Il a fustigé certains cumulards notoires qu'il n'a pas hésité à signaler à l'opinion publique […]. Il a fait connaître l'œuvre de la municipalité de Front populaire que dénigrait sans cesse la presse réactionnaire, furieuse de voir une municipalité s'intéresser aux enfants des humbles.
Le Carillon a fait son devoir : il continuera courageusement la lutte. »
Le journal bénéficie de la collaboration de plusieurs élus : Marcel Marcel Audegond, 28 ans, professeur au collège de Béthune, membre de la CGT, conseiller municipal puis conseiller d'arrondissement en octobre 1937, le maire André Legillon qui propose des itinéraires pour les cyclotouristes, des articles d'histoire locale... D'autres articles sont signés André Charlus, L.C., R.B…
La collection des Archives départementales est bien incomplète. Cependant dès 1937, le journal semble avoir quelques difficultés. Des tensions se font jour au sein de la majorité municipale. Les appels à l'abonnement se multiplient dans les colonnes du Carillon. A partir du 22 décembre 1938, le même message revient chaque mois à la droite du titre : « Lecteurs du Carillon, un mot d'ordre : faites-nous des abonnés ». Le glas sonne-t-il pour Le Carillon ? Le dernier numéro paraît en juin 1939.

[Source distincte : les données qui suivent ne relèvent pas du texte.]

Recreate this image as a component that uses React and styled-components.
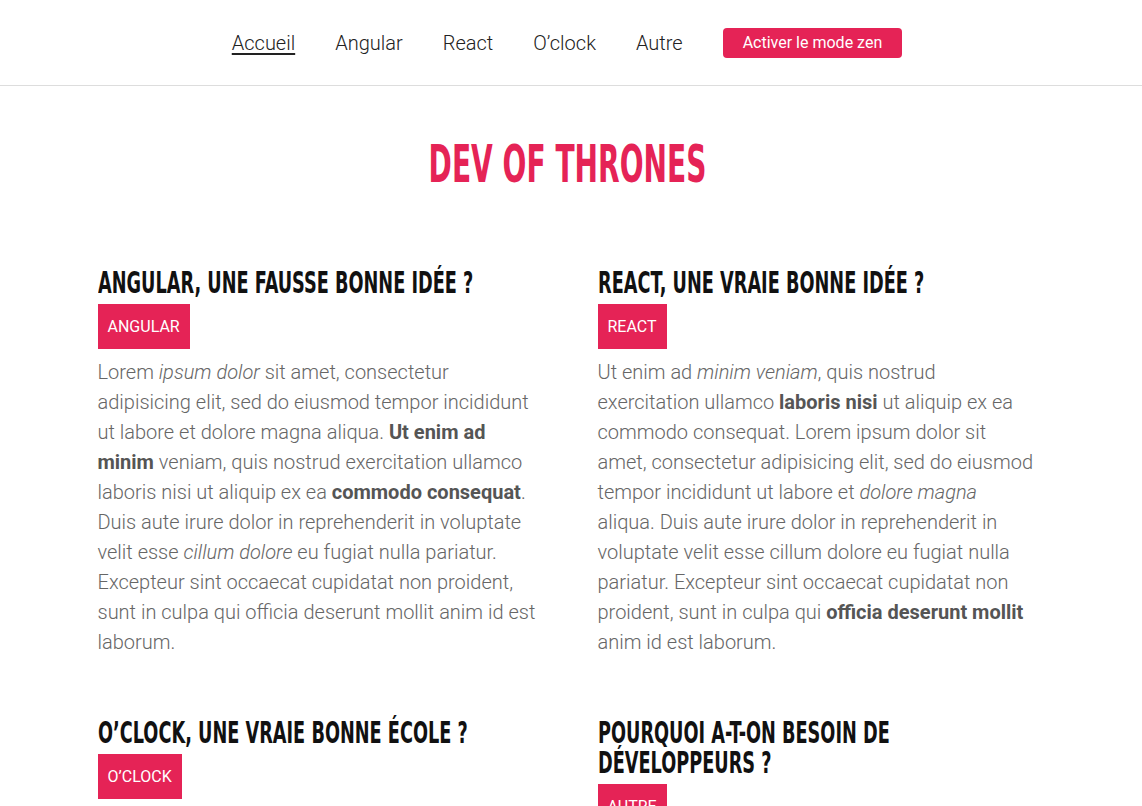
import React from "react";
import styled, { createGlobalStyle } from "styled-components";

const pink = "#e52356";
const textGrey = "#666";
// no Oswald offline: a condensed bold face squeezed horizontally stands in for it
const titleFont = `"DejaVu Sans Condensed", "DejaVu Sans", sans-serif`;

const Global = createGlobalStyle`
  body {
    margin: 0;
    background: #fff;
    font-family: Roboto, "Liberation Sans", sans-serif;
    overflow-x: hidden;
  }
`;

const Header = styled.header`
  height: 86px;
  border-bottom: 1px solid #ddd;
  display: flex;
  align-items: center;
  justify-content: center;
  box-sizing: border-box;
`;

const Nav = styled.nav`
  display: flex;
  align-items: center;
  gap: 40px;
  padding-right: 8px;
`;

const NavLink = styled.a`
  font-size: 20px;
  font-weight: 300;
  color: #222;
  text-decoration: ${props => (props.active ? "underline" : "none")};
  text-underline-offset: 3px;
  cursor: pointer;
`;

const ZenButton = styled.button`
  height: 30px;
  padding: 0 20px;
  border: none;
  border-radius: 4px;
  background: ${pink};
  color: #fff;
  font-family: Roboto, sans-serif;
  font-size: 16px;
  font-weight: 400;
  cursor: pointer;
`;

const Main = styled.main`
  padding-right: 7px;
`;

const Title = styled.h1`
  margin: 48px 0 0;
  text-align: center;
  color: ${pink};
  font-family: ${titleFont};
  font-weight: 700;
  font-size: 52px;
  line-height: 60px;
  span {
    display: inline-block;
    transform: scaleX(0.6);
  }
`;

const Articles = styled.section`
  margin-top: 73px;
  display: grid;
  grid-template-columns: 440px 440px;
  justify-content: center;
  column-gap: 60px;
  row-gap: 60px;
`;

const Article = styled.article`
  min-width: 0;
`;

const ArticleTitle = styled.h2`
  width: 690px;
  margin: 0 0 7px;
  color: #111;
  font-family: ${titleFont};
  font-weight: 700;
  font-size: 31px;
  line-height: 30px;
  transform: scaleX(0.635);
  transform-origin: left top;
`;

const Tag = styled.span`
  height: 45px;
  display: inline-flex;
  align-items: center;
  padding: 0 10px;
  background: ${pink};
  color: #fff;
  font-size: 16px;
  font-weight: 400;
`;

const Text = styled.p`
  margin: 8px 0 0;
  color: ${textGrey};
  font-size: 20px;
  font-weight: 300;
  line-height: 30px;
  b {
    font-weight: 700;
    color: #555;
  }
`;

const App = () => (
  <>
    <Global />
    <Header>
      <Nav>
        <NavLink active>Accueil</NavLink>
        <NavLink>Angular</NavLink>
        <NavLink>React</NavLink>
        <NavLink>O’clock</NavLink>
        <NavLink>Autre</NavLink>
        <ZenButton>Activer le mode zen</ZenButton>
      </Nav>
    </Header>
    <Main>
      <Title>
        <span>DEV OF THRONES</span>
      </Title>
      <Articles>
        <Article>
          <ArticleTitle>ANGULAR, UNE FAUSSE BONNE IDÉE ?</ArticleTitle>
          <Tag>ANGULAR</Tag>
          <Text>
            Lorem <i>ipsum dolor</i> sit amet, consectetur adipisicing elit, sed do eiusmod tempor
            incididunt ut labore et dolore magna aliqua. <b>Ut enim ad minim</b> veniam, quis
            nostrud exercitation ullamco laboris nisi ut aliquip ex ea <b>commodo consequat</b>.
            Duis aute irure dolor in reprehenderit in voluptate velit esse <i>cillum dolore</i> eu
            fugiat nulla pariatur. Excepteur sint occaecat cupidatat non proident, sunt in culpa qui
            officia deserunt mollit anim id est laborum.
          </Text>
        </Article>
        <Article>
          <ArticleTitle>REACT, UNE VRAIE BONNE IDÉE ?</ArticleTitle>
          <Tag>REACT</Tag>
          <Text>
            Ut enim ad <i>minim veniam</i>, quis nostrud exercitation ullamco <b>laboris nisi</b> ut
            aliquip ex ea commodo consequat. Lorem ipsum dolor sit amet, consectetur adipisicing
            elit, sed do eiusmod tempor incididunt ut labore et <i>dolore magna</i> aliqua. Duis
            aute irure dolor in reprehenderit in voluptate velit esse cillum dolore eu fugiat nulla
            pariatur. Excepteur sint occaecat cupidatat non proident, sunt in culpa qui{" "}
            <b>officia deserunt mollit</b> anim id est laborum.
          </Text>
        </Article>
        <Article>
          <ArticleTitle>O’CLOCK, UNE VRAIE BONNE ÉCOLE ?</ArticleTitle>
          <Tag>O’CLOCK</Tag>
          <Text>
            Duis aute irure dolor in reprehenderit in voluptate velit esse cillum dolore eu fugiat
            nulla pariatur. Lorem ipsum dolor sit amet, consectetur adipisicing elit.
          </Text>
        </Article>
        <Article>
          <ArticleTitle>POURQUOI A-T-ON BESOIN DE DÉVELOPPEURS ?</ArticleTitle>
          <Tag>AUTRE</Tag>
          <Text>
            Excepteur sint occaecat cupidatat non proident, sunt in culpa qui officia deserunt
            mollit anim id est laborum.
          </Text>
        </Article>
      </Articles>
    </Main>
  </>
);

export default App;
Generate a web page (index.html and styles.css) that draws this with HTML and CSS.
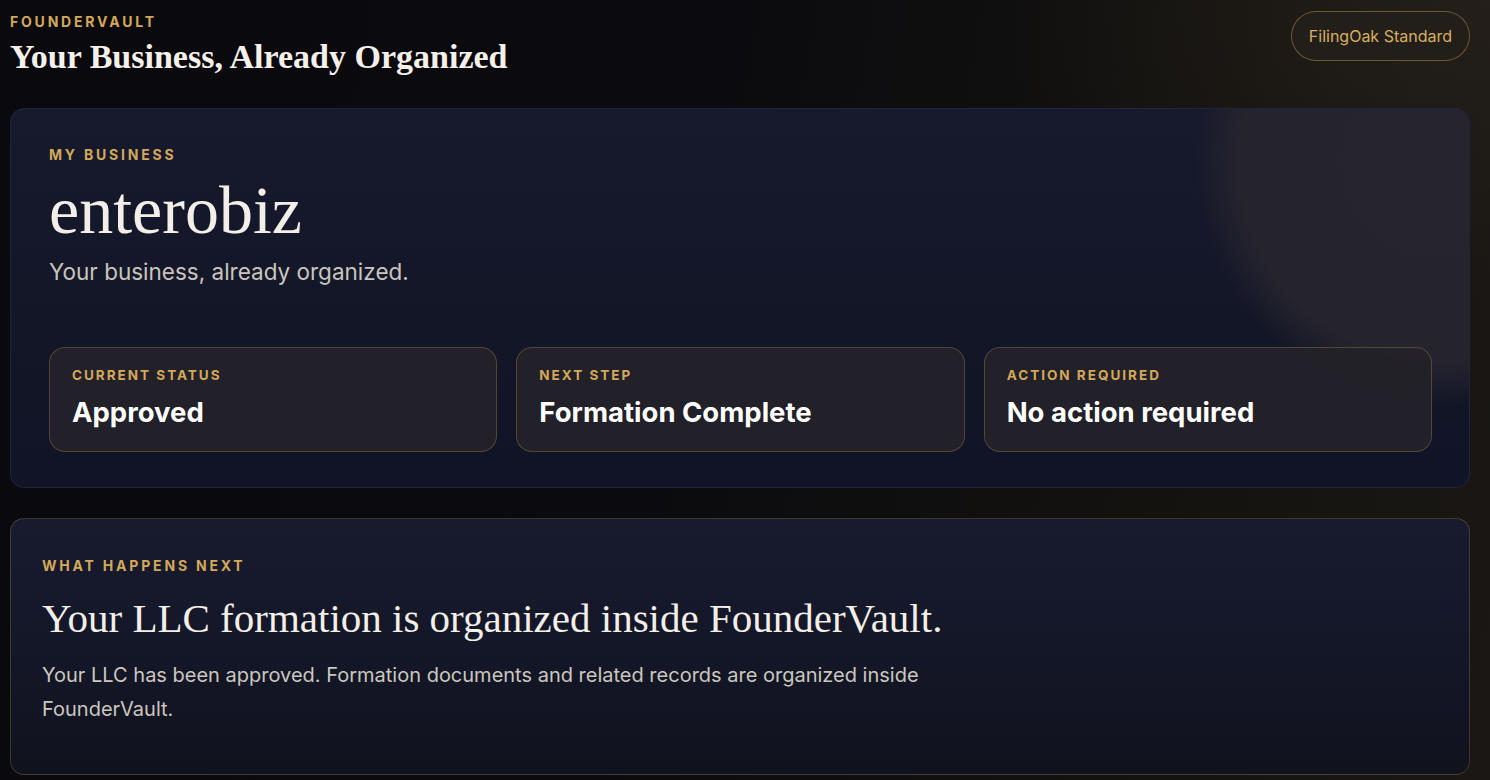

(1) Lors de son lancement en septembre 1932, L’Artois républicain tenait des propos similaires sur Le Petit Béthunois, « frère siamois de L’Avenir de l’Artois ».
(2) Le Carillon est la propriété des conseillers municipaux majoritaires : André Legillon, Joseph Guilbert, Edmond Vignon, Henri Lecoeuche, Émile Beaucourt, Marcel Audegond, Paul Lenglart...
(3) Avocat, Alfred Legillon a pris la succession du docteur Haynaut à sa mort en 1891. Il a été maire jusqu'en 1907.
(4) Le 14 juillet 1935, s'inspirant de la fête de la fédération, des milliers de manifestants ont prêter serment « de rester unis pour défendre la démocratie, […] pour mettre les libertés hors d'atteinte du fascisme ».
(5) Le Carillon désigne ainsi Le Petit Béthunois et L'Avenir de l'Artois.